2.4. Embodied Cognition and Immersive Virtual Reality

Embodied cognition theory suggests that cognitive processes are deeply rooted in the body’s interaction with the world [61]. This means that our thoughts, understandings, and perceptions are not only the result of brain activity but are also influenced by aspects of our bodies and their interactions with the environment. Esrock focused on the embodied cognitive experience of being immersed in literature and art where the boundaries of the body are extended [62], a process he describes as “translanguaging”, where one’s bodily processes act as a non-quantitative substitute for the visual–linguistic world. Embodied cognition theory suggests that learning in immersive virtual reality (IVR) environments can better enhance certain cognitive abilities, and that IVR provides a rich, immersive environment in which the user can experience the sensation of being there. This sensation can inspire more intuitive and natural interactions, which can potentially facilitate greater exploration of creative ideas [63]. Sinnamon and Miller confirmed that body movement plays an important role in cognition, and that physical interactions of the body are closer to actual handiwork, which can promote creative thinking in the user [64]. Poulsen and Thøgersen pointed out that visualization is a key factor in analysis and idea generation, and that IVR technology enables users to visualize and interact with designs in three dimensions [65]. This three-dimensional perspective facilitates a more intuitive understanding of spatial relationships, hierarchies, and structures, thus helping to solve complex problems.
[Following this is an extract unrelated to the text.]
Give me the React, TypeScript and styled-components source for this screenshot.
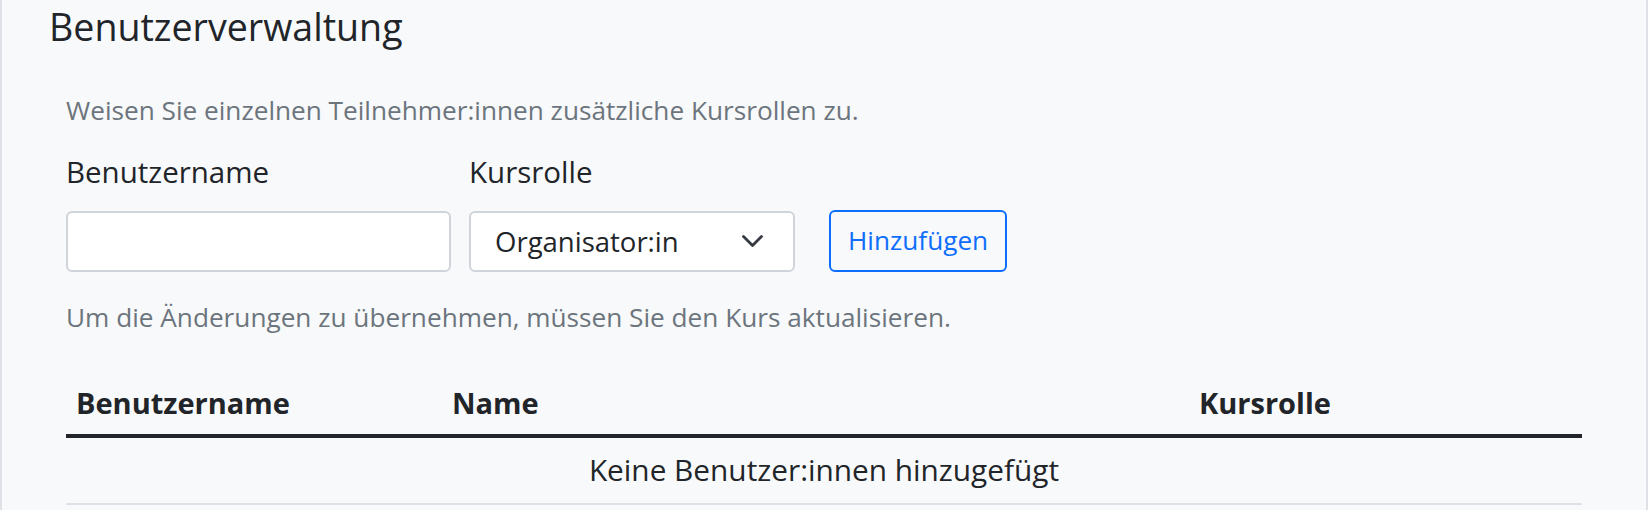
import React from "react";
import styled, { createGlobalStyle } from "styled-components";

const GlobalStyle = createGlobalStyle`
  html, body {
    margin: 0;
    padding: 0;
    background: #ffffff;
  }
  body {
    font-family: "Open Sans", "Noto Sans", "DejaVu Sans", sans-serif;
    color: #212529;
  }
  * {
    box-sizing: border-box;
  }
`;

const Card = styled.section`
  min-height: 510px;
  background: #f8f9fa;
  border-left: 2px solid #dee2e6;
  border-right: 2px solid #dee2e6;
`;

const Header = styled.div`
  padding: 4px 46px 0 47px;
`;

const Title = styled.h3`
  margin: 0;
  font-size: 37.6px;
  font-weight: 400;
  line-height: 1.225;
`;

const Body = styled.div`
  padding: 41px 64px 0 64px;
`;

const Hint = styled.p<{ $gap?: number }>`
  margin: 0;
  margin-top: ${(p) => p.$gap ?? 0}px;
  font-size: 26.2px;
  line-height: 1.49;
  color: #6c757d;
`;

const FormRow = styled.div`
  display: flex;
  align-items: flex-end;
  margin-top: 19.5px;
`;

const Field = styled.div<{ $width: number; $gap?: number }>`
  display: flex;
  flex-direction: column;
  width: ${(p) => p.$width}px;
  margin-right: ${(p) => p.$gap ?? 0}px;
`;

const Label = styled.label`
  font-size: 29.5px;
  line-height: 1.5;
  margin-bottom: 17px;
`;

const TextInput = styled.input`
  height: 61px;
  width: 100%;
  border: 2px solid #ced4da;
  border-radius: 6px;
  background: #ffffff;
  font: inherit;
  font-size: 29.5px;
  padding: 0 24px;
  outline: none;
`;

const SelectBox = styled.div`
  height: 61px;
  display: flex;
  align-items: center;
  justify-content: space-between;
  border: 2px solid #ced4da;
  border-radius: 6px;
  background: #ffffff;
  padding: 0 30px 0 24px;
  font-size: 27.5px;
  line-height: 1.5;
`;

const Chevron = () => (
  <svg width="21" height="13" viewBox="0 0 21 13" fill="none">
    <polyline
      points="1.5,1.5 10.5,10.5 19.5,1.5"
      stroke="#343a40"
      strokeWidth="2.8"
      strokeLinecap="round"
      strokeLinejoin="round"
    />
  </svg>
);

const OutlineButton = styled.button`
  height: 62px;
  padding: 0 17px;
  border: 2px solid #0d6efd;
  border-radius: 6px;
  background: transparent;
  color: #0d6efd;
  font: inherit;
  font-size: 26.2px;
  line-height: 1.5;
  cursor: pointer;
`;

const Table = styled.table`
  width: 100%;
  margin-top: 35px;
  border-collapse: collapse;
  table-layout: fixed;
`;

const HeadCell = styled.th<{ $width?: number }>`
  width: ${(p) => (p.$width ? `${p.$width}px` : "auto")};
  text-align: left;
  font-size: 29px;
  font-weight: 700;
  line-height: 1.5;
  padding: 9.5px 10px 9.5px 10px;
  border-bottom: 4px solid #212529;
`;

const EmptyCell = styled.td`
  text-align: center;
  font-size: 29.8px;
  line-height: 1.5;
  padding: 10px 10px 10px 10px;
  border-bottom: 2px solid #dee2e6;
`;

export default function App() {
  return (
    <>
      <GlobalStyle />
      <Card>
        <Header>
          <Title>Benutzerverwaltung</Title>
        </Header>
        <Body>
          <Hint>Weisen Sie einzelnen Teilnehmer:innen zusätzliche Kursrollen zu.</Hint>
          <FormRow>
            <Field $width={385} $gap={18}>
              <Label>Benutzername</Label>
              <TextInput type="text" />
            </Field>
            <Field $width={326} $gap={34}>
              <Label>Kursrolle</Label>
              <SelectBox>
                <span>Organisator:in</span>
                <Chevron />
              </SelectBox>
            </Field>
            <OutlineButton type="button">Hinzufügen</OutlineButton>
          </FormRow>
          <Hint $gap={26}>Um die Änderungen zu übernehmen, müssen Sie den Kurs aktualisieren.</Hint>
          <Table>
            <thead>
              <tr>
                <HeadCell $width={376}>Benutzername</HeadCell>
                <HeadCell $width={747}>Name</HeadCell>
                <HeadCell>Kursrolle</HeadCell>
              </tr>
            </thead>
            <tbody>
              <tr>
                <EmptyCell colSpan={3}>Keine Benutzer:innen hinzugefügt</EmptyCell>
              </tr>
            </tbody>
          </Table>
        </Body>
      </Card>
    </>
  );
}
Virtual reality environments can also enable rapid change, iteration, and experimentation of design objects [66]. The immediate feedback provided by immersive virtual reality environments can speed up the problem-solving process as users can immediately see the results of their solutions and adjust accordingly. IVR can mimic real-world interactions, which means that users can grasp, push, or pull on virtual objects as if they were in the real world. These intuitive interactions can reduce the cognitive load required to understand and manipulate complex interfaces [67].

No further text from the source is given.